4. Defendant's failure to act within a reasonable time violates the Administrative Procedure Act ("APA"), 5 U.S.C. § 555(b) (1970) which directs agencies to proceed to conclude matters presented to them within a reasonable time.
5. Because the Court concludes that decision in the Williams case has been unreasonably delayed, the Court has power to compel agency action under the APA. 5 U.S.C. § 706(1).
6. The formula for issuing a stay pending appeal requires showing: 1) possibility of success on the merits; 2) irreparable injury; 3) that the stay will not injure others; and 4) that the public interest favors a stay. Washington Metropolitan Area Transit Commission v. Holiday Tours, Inc., 182 U.S. App. D.C. 220, 559 F.2d 841, 842-43 (D.C. Cir. 1977). This Court finds that the defendant has not made such a showing on any of the above elements.
First, defendant has failed to demonstrate that the Court's Order of August 23 was not a lawful and proper exercise of the Court's discretion. In fact, the Court's Order was fully within its equitable discretion and is, moreover, the remedy envisioned by the APA. 5 U.S.C. § 706(1). Additionally, the FERC alleges that the Court's selection of a fixed date for the issuance of a decision raises serious legal questions. The Commission suggests that the appropriate remedy was to establish a timetable for decision in consultation with the FERC. Initially, the Court notes that the cases defendant cites in support of this proposition merely state that establishing a timetable in conjunction with the agency is an appropriate remedy -- not the only appropriate remedy. MCI Telecommunications Corp. v. FCC, 200 U.S. App. D.C. 269, 627 F.2d 322, 345 (D.C. Cir. 1980); Nader v. FCC, 172 U.S. App. D.C. 1, 520 F.2d 182, 207 (D.C. Cir. 1975); Natural Resources Defense Counsel v. Train, 166 U.S. App. D.C. 312, 510 F.2d 692 (D.C. Cir. 1975). Indeed, in Train, the Court stated: "The authority to set enforceable deadlines . . . is an appropriate procedure for exercise of the Court's equity powers to vindicate the public interest." 510 F.2d at 705. Thus, defendant has further failed to demonstrate that establishing a 60 day deadline was an abuse of the Court's discretion.
Second, defendant has failed to establish that irreparable harm will result from the Court's refusal to stay its order merely directing defendant to act as it has a duty to do.
Third, the Court is convinced that a stay would injure plaintiffs. The entire purpose of this action was to compel a decision unreasonably delayed. A stay of this Court's Order of August 23 pending appeal would only add to this unreasonable delay.
Finally, the Court is convinced that the public interest would not be served by granting a stay in this case.
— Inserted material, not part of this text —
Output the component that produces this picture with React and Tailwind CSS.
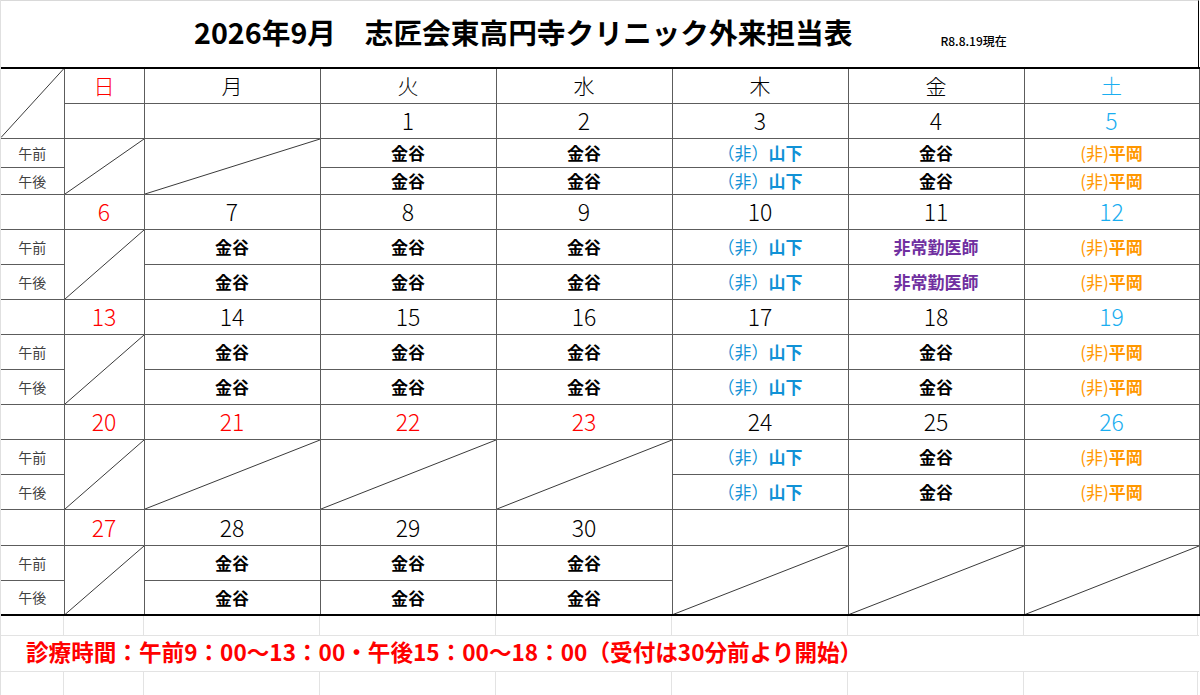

Regulatory lag of the magnitude evidenced in this case undermines the entire regulatory process. Furthermore, the public interest would be best served by FERC's acting in compliance with this Court's Order and proceeding to finally determine the issues presented in Williams.
Upon consideration of the entire record herein and in accordance with the Findings of Fact and Conclusions of Law issued of even date herewith, it is, by the Court, this 14th day of September, 1982, hereby,
ORDERED that defendant's motion for stay pending appeal is hereby denied.